We had the chance to drive the prototype vehicles on dirt only at a maximum speed of 40 km/h, so I reserve judgment on the on-road behaviour. If the Range Rover Sport is anything to go, by then the Discovery will also excel in this department. There was one more surface we drove on that few owners will get to experience: the deck of the latest aircraft carrier of the Royal Navy under construction in the Edinburgh shipyard…

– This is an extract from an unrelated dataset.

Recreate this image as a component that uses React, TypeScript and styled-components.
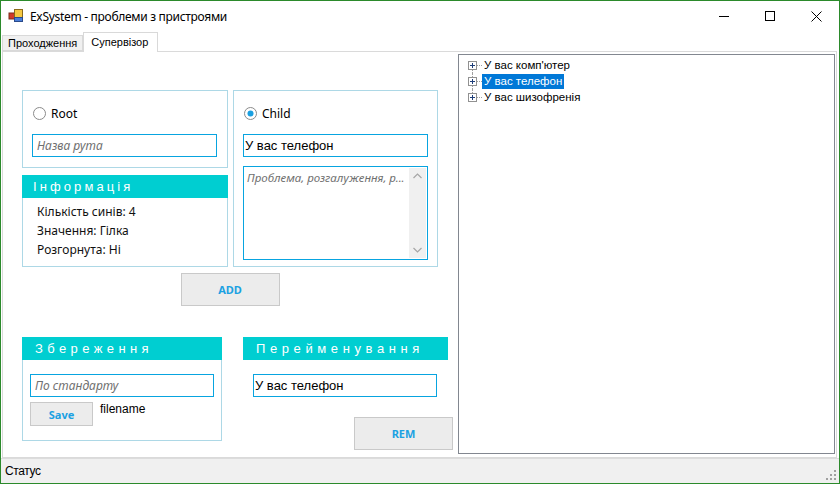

From the early taste of the new Discovery prototype, it is clear that it is again an immensely capable off-road vehicle and it carries more convenience features than expected of a vehicle in the segment. Yes, it has lost some of its character and uniqueness in the styling department, but this should not influence its overall sales success. If the tenacity of the Land Rover team in organising the military ship adventure is anything to go by, then the new Discovery should exceed expectations.

Fast facts

Model: Land Rover Discovery HSE Td6
Price: TBC
Engine: 3,0-litre, V6 turbodiesel
Power: 190 kW at 3 750 r/min
Torque: 600 N.m 1 750–2 250 r/min
0-100 km/h: 8,1 secs
Top Speed: 209 km/h
Fuel Consumption: 7,2 L/100 km
CO2: 189 g/km
Transmission: 8-spd auto
Maintenance Plan: M5/100 000 km
  • Larsen Bjorn

    I just read this… and had to laugh. First, you present its monocoque construction (as opposed to frame-on-ladder) as some sort of engineering breakthrough. Did you know that the Mistubishi Pajero has featured this construction for almost 2 decades now? Second, you describe the off-road performance as “incredible”. Did you know that with those low profile tyres, it is indeed, “incredible”, as in hard to believe. Did you know, further , that there is a reason why your test was limited to speeds of 40 kph – that is because the car is hardwired to drop its air suspension at speeds above that. That cripples this car for many off-road applications. And lastly, not a chirp about Land Rover reliability or depreciation. You only need to buy a flatbed operator one beer to learn that they just lurve Land Rover. And they want R1.4m for it? I can get 2 Pajeros for that, and they are twice as good for “ROW” applications . The selling proposition for this car is going to be pose value, and pose value alone. And its “unbelievable brand presence” (your description of the Evoque on page 179).